The Federal Government has rejected a ban on imports of combustible aluminium composite cladding.

Several states had pushed for a moratorium on the importation of the most combustible kind – with a polyethylene core – but that has been rejected too.

The matter was discussed at a recent meeting in Brisbane that was set up to create common action over dangerous building products.

New South Wales minister for better regulation, Matt Kean, said the states and territories would now work amongst themselves to create stronger national action.

“[The forum] saw all national ministers agree to stop the use of aluminium composite cladding on high-rise buildings while further measures for proper labelling and product testing are established,” he said.

“I was however disappointed we could not reach an agreement to push for greater action against importers and overseas manufacturers that would stop unsafe building products from reaching the Australian marketplace.

“I acknowledge and appreciate how seriously this issue is being treated by the commonwealth and a number of my state and territory colleagues, but it’s clear more needs to be done.
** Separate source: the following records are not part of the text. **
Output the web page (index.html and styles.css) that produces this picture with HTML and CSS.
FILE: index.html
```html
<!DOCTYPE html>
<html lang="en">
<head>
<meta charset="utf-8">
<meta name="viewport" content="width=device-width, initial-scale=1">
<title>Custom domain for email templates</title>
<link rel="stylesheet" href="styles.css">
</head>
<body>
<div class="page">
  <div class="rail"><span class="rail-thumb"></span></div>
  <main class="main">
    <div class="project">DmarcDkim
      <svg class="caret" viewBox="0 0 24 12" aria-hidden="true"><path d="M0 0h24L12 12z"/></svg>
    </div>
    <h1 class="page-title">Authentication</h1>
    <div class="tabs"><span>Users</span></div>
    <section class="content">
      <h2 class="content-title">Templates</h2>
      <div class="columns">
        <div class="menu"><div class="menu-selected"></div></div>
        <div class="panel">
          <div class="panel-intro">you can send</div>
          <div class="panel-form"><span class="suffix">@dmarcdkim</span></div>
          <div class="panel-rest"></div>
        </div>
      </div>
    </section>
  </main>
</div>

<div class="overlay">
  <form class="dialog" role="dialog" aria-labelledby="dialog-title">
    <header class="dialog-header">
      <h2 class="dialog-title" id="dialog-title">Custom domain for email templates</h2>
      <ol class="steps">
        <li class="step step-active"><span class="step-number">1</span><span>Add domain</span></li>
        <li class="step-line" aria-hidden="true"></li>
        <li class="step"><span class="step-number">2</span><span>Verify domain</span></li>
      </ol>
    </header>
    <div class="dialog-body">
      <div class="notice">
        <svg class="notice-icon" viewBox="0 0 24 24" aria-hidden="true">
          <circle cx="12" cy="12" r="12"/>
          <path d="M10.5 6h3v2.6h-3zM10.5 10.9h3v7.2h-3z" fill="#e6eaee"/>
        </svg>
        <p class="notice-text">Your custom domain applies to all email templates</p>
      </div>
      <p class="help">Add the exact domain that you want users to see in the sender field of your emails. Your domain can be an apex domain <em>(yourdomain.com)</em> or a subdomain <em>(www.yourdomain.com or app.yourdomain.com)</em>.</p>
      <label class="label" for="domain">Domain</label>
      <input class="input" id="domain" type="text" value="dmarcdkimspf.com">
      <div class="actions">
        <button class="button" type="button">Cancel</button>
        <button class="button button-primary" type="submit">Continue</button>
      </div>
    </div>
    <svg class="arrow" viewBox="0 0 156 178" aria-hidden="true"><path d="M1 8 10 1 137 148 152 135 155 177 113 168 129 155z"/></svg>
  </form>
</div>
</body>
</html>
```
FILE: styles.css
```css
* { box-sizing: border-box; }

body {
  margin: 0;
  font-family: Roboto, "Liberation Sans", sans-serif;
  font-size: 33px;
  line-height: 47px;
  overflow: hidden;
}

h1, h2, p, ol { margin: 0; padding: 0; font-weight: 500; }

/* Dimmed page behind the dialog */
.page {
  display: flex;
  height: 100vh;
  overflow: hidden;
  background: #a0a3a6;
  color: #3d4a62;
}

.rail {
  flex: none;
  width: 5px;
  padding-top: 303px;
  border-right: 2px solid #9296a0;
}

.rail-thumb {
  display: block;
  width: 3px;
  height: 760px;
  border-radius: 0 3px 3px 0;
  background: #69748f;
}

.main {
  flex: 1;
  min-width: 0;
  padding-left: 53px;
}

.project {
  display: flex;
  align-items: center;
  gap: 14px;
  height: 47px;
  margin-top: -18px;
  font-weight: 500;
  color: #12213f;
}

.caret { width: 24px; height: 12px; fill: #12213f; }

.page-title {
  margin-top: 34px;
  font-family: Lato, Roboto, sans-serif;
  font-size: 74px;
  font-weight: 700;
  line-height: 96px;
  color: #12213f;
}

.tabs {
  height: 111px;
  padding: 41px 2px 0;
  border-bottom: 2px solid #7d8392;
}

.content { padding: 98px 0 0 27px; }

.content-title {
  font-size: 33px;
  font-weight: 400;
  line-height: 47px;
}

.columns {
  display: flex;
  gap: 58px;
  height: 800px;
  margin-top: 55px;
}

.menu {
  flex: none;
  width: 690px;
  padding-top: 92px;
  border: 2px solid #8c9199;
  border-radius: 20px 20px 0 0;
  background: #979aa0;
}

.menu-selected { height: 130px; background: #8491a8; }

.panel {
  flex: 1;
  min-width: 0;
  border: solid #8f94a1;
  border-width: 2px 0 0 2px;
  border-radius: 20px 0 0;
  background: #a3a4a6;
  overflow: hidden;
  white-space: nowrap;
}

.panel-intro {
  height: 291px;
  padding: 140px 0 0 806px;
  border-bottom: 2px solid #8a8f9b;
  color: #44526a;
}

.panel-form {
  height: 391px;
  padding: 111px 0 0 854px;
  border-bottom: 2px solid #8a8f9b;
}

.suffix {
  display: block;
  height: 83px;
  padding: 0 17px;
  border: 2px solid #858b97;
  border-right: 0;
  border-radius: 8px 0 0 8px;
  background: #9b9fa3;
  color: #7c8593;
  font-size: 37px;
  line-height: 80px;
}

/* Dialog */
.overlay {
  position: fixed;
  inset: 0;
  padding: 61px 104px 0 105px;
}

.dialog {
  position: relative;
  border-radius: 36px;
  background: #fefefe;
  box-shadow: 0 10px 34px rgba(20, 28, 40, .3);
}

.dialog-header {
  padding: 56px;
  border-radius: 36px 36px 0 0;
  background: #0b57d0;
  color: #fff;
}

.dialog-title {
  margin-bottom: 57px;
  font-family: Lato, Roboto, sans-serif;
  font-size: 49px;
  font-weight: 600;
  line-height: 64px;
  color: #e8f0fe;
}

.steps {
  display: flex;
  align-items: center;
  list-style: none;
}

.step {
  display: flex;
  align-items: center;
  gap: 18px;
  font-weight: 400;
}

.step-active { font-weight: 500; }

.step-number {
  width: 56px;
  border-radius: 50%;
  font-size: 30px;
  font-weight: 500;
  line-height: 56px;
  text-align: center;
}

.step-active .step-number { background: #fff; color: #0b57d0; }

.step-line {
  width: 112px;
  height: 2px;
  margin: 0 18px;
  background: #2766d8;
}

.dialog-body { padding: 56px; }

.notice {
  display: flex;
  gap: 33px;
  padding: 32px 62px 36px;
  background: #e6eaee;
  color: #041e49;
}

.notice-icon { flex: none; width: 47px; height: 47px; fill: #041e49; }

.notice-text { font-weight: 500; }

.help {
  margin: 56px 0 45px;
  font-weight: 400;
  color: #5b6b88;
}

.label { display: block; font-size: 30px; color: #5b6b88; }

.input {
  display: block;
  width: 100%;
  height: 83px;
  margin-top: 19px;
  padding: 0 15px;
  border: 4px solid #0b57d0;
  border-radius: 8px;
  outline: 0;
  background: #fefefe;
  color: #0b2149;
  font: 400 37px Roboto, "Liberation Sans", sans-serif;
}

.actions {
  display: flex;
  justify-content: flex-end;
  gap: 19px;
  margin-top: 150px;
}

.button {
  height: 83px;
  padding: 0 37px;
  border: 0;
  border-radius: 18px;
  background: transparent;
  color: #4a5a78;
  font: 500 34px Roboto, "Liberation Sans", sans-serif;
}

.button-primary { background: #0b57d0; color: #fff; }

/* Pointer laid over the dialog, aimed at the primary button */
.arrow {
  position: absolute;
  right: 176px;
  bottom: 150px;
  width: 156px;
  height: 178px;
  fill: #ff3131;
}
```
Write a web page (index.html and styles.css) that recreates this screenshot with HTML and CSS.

“We will continue to push for effective, nation-wide action to give Australians certainty and security when it comes to the buildings where they live, work and play.”

Queensland housing minister Mick De Brenni is facing criticism from the building industry over a crackdown on shonky construction products, but says he is keen to see stronger action.

The federal government has responsibility for imports, but the states are in charge of building standards and approvals.

But the states usually have to pick up the tab for dealing with problems that combustible cladding can create.

The PE products is probably not legal for use on high-rise buildings under Australia’s national building code, which requires external walls to be non-combustible.

However, the standard is performance-based, so it has some wriggle-room.

Until 2013 it was widely used on the outside of high-rise buildings.

The PE product is still legal for use in low-rise buildings and in signage.

Also, the cheaper polyethylene version looks identical to superior versions when installed, potentially allowing some unscrupulous developers to cut corners.